People v. Hilton
This text of 2020 NY Slip Op 3823 (People v. Hilton) is published on Counsel Stack Legal Research, covering Appellate Division of the Supreme Court of the State of New York primary law. Counsel Stack provides free access to over 12 million legal documents including statutes, case law, regulations, and constitutions.
Opinion
| People v Hilton |
| 2020 NY Slip Op 03823 |
| Decided on July 9, 2020 |
| Appellate Division, Third Department |
| Published by New York State Law Reporting Bureau pursuant to Judiciary Law § 431. |
| This opinion is uncorrected and subject to revision before publication in the Official Reports. |
Decided and Entered: July 9, 2020
109026
v
Xavier Hilton, Appellant.
Calendar Date: May 18, 2020
Before: Garry, P.J., Clark, Aarons, Pritzker and Colangelo, JJ.

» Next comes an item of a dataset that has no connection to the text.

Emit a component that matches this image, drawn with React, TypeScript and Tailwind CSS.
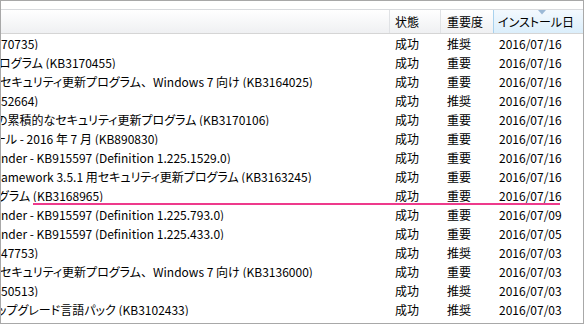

Linda B. Johnson, East Greenbush, for appellant.
Mary Pat Donnelly, District Attorney, Troy (George J. Hoffman of counsel), for respondent.
Aarons, J.
Appeal from a judgment of the County Court of Rensselaer County (Ceresia, J.), rendered November 3, 2016, upon a verdict convicting defendant of the crimes of criminal possession of a firearm and criminal possession of a weapon in the second degree.
In 2016, a police officer with the City of Troy Police Department chased defendant and observed him throw a black object. After defendant was secured, a search of the area revealed the discovery of a dark handgun. In connection with this incident, defendant was charged with criminal possession of a firearm, criminal possession of a weapon in the second degree and criminal possession of a weapon in the third degree. A jury trial was held, at which the count charging defendant with criminal possession of a weapon in the third degree was dismissed at the close of the People's proof upon defendant's motion. At the trial's conclusion, defendant was convicted of the remaining charges. County Court thereafter sentenced defendant to a term of imprisonment. Defendant appeals. We affirm.
Defendant argues that the verdict was not supported by legally sufficient evidence and was against the weight of the evidence because the proof did not establish that he possessed the discovered handgun. "When considering a challenge to the legal sufficiency of the evidence, we view the evidence in the light most favorable to the People and evaluate whether there is any valid line of reasoning and permissible inferences which could lead a rational person to the conclusion reached by the jury on the basis of the evidence at trial and as a matter of law satisfy the proof and burden requirements for every element of the crime charged" (People v Hernandez, 180 AD3d 1234, 1235 [2020] [internal quotation marks and citations omitted], lv denied ___ NY3d ___ [May 29, 2020]; see People v Montes, 178 AD3d 1283, 1284 [2019], lv denied 34 NY3d 1161 [2020]). When undertaking a weight of the evidence analysis, "[we] must determine whether a different finding would not have been unreasonable; [if not,] then, viewing the evidence in a neutral light and deferring to the factfinder's credibility assessments, we weigh the relative probative force of the conflicting testimony and the relative strength of the conflicting inferences that may be drawn from the testimony" (People v Shabazz, 177 AD3d 1170, 1171 [2019]; see People v Martinez, 166 AD3d 1292, 1293 [2018], lv denied 32 NY3d 1207 [2019]).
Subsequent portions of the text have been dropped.